Emil Theodor Kocher (25 August 1841 – 27 July 1917) was a Swiss physician, medical researcher, and Nobel laureate for his work in the physiology, pathology and surgery of the thyroid.
Kocher was born in Bern, Switzerland. He studied in Zürich, Berlin, London and Vienna, and obtained his doctorate in Bern in 1865. In 1872, he succeeded Georg Albert Lücke as Ordinary Professor of Surgery and Director of the University Surgical Clinic at the Inselspital in Bern.
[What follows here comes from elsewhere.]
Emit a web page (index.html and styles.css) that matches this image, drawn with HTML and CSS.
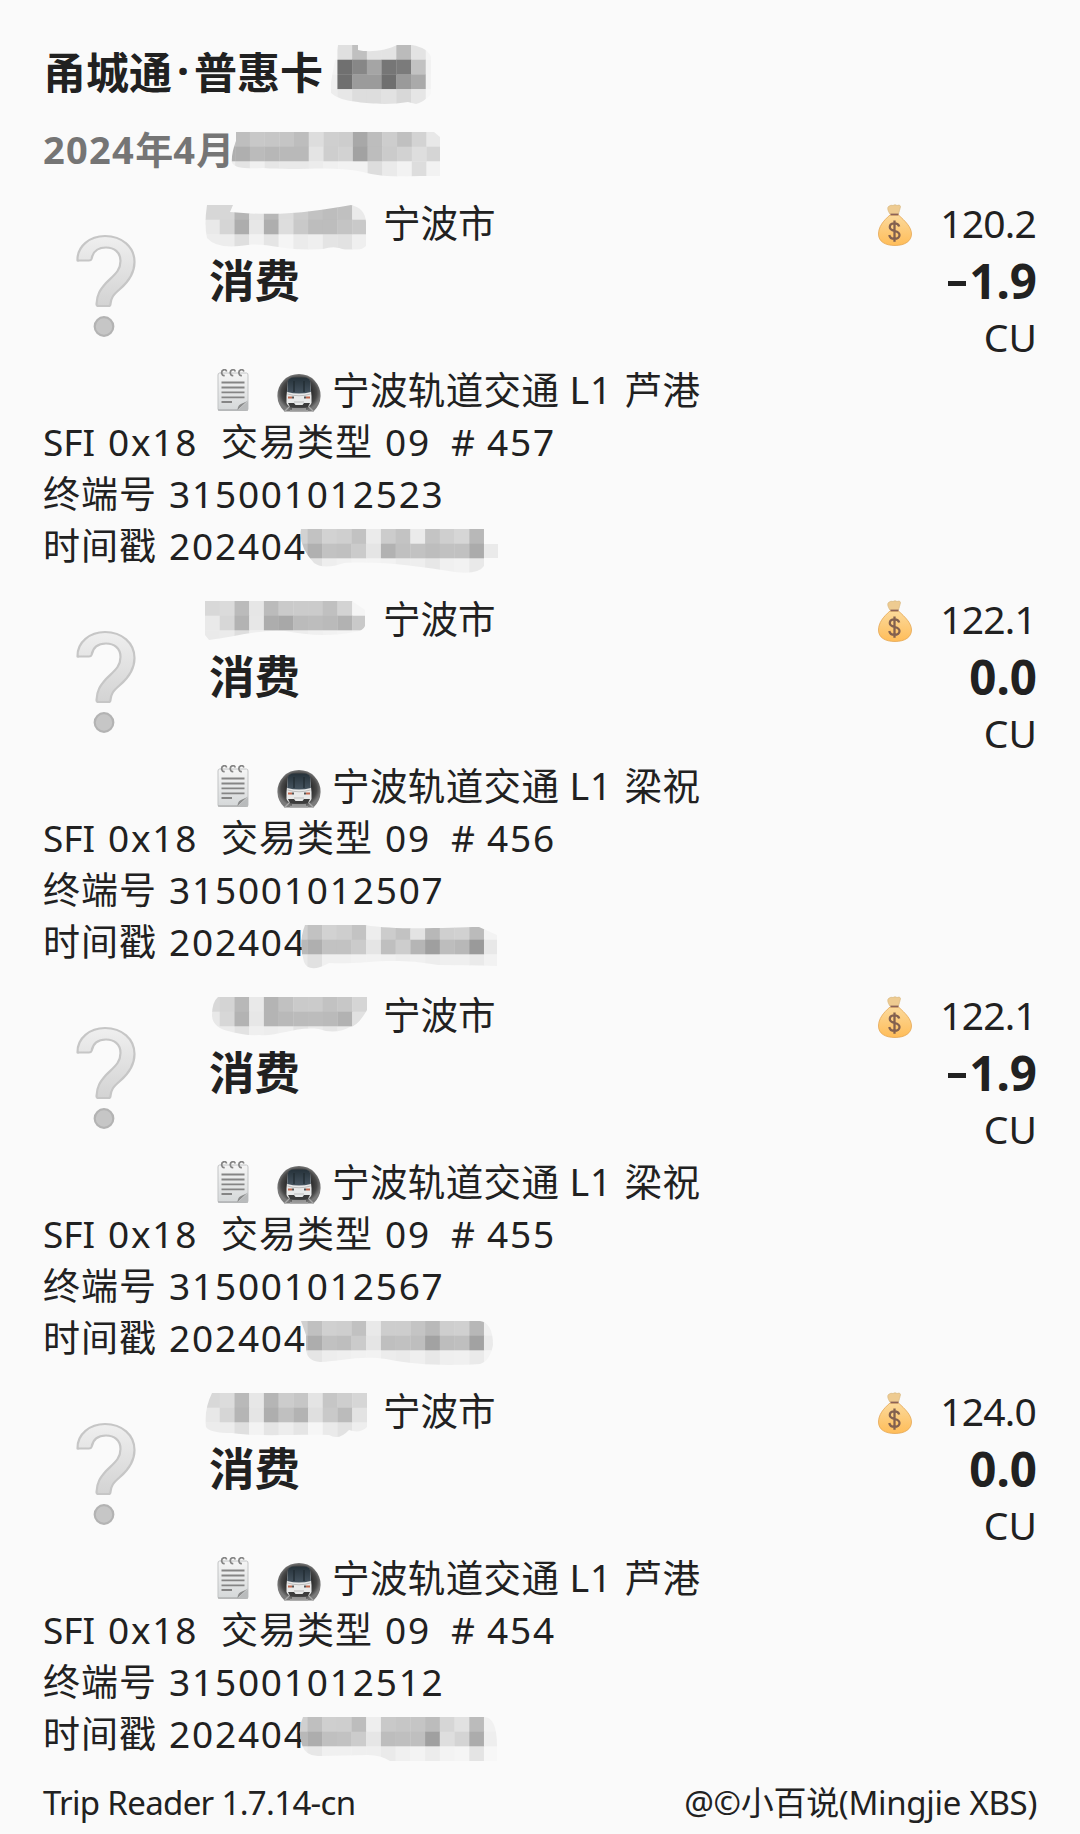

He published works on a number of subjects other than the thyroid gland including hemostasis, antiseptic treatments, surgical infectious diseases, on gunshot wounds, acute osteomyelitis, the theory of strangulated hernia, and abdominal surgery. His new ideas on the thyroid gland were initially controversial but his successful treatment of goiter with a steadily decreasing mortality rate soon won him recognition. The prize money, from the Nobel prize he received, helped him to establish the Kocher Institute in Bern. He is also credited for the invention of the Kocher's Surgical Clamp.
A number of instruments (for example the craniometer) and surgical techniques (for example, the Kocher manoeuvre, and kocher incision) are named after him, as well as the Kocher-Debre-Semelaigne syndrome.